MAB: Qual é a percepção que a Grassroots tem da organização dos atingidos por barragens no Brasil?
NA: A Grassroots Internacional saúda a coragem e a determinação dos atingidos por represas no Brasil, dos povos indígenas, quilombolas e camponeses, incluindo as mulheres. Nós sabemos os riscos e os desafios que vocês encontram e enfrentam e todos nós somos inspirados no fato que vocês continuem lutando por seus direitos e por uma forma alternativa de desenvolvimento que seja justa e sustentável.
MAB: Para a edição deste ano do prêmio da FRK, a Grassroots indicou o Movimento dos Atingidos por Barragens, do Brasil. Qual a importância da indicação de um movimento social latino americano para receber o prêmio?
NA: O prêmio de direitos humanos da Fundação Robert Kennedy e outros reconhecimentos são importantes por que mais do que qualquer prêmio financeiro, eles representam o reconhecimento e amplificam a luta e as soluções que os movimentos como o MAB promovem. Estes prêmios também de alguma maneira oferecem algum segurança a mais, já que os governos terão mais cautela na criminalização de membros e dos movimentos sociais que são reconhecidos internacionalmente e que tem aliados em outros países e quem poderão mobilizar outros apoios e solidaridade que os movimentos necessitam.

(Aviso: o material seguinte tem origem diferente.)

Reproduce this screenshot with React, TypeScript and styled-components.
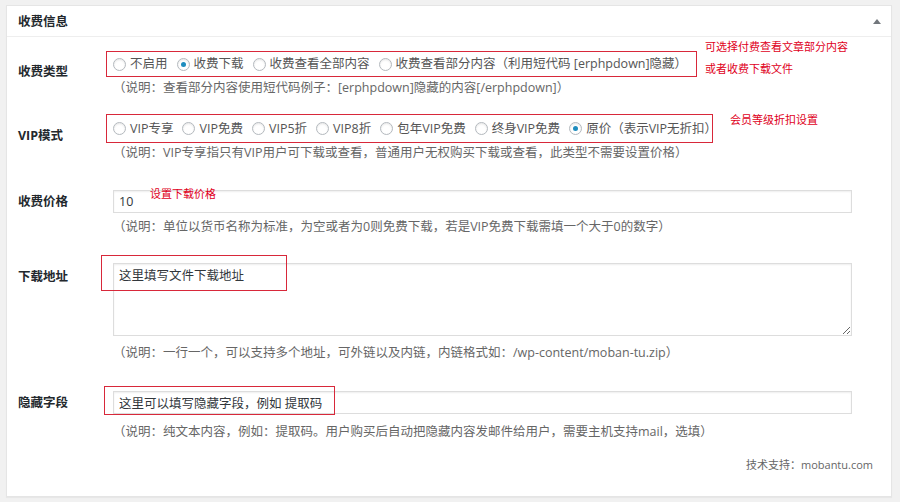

MAB: No seu ponto de vista, qual o simbolismo deste prêmio para a comunidade internacional dos defensores dos direitos humanos?
Como eu mencionei acima, isto é muito importante. Se os defensores de direitos humanos, como o MAB, não são conhecidos e as suas contribuições não são visíveis, a repressão se torna mais aguda. Se eles são conhecidos por um grupo maior de pessoas nos seus países como também fora das fronteiras nacionais, o poder da solidariedade e o apoio podem ter um impacto em proteger vidas e os direitos humanos.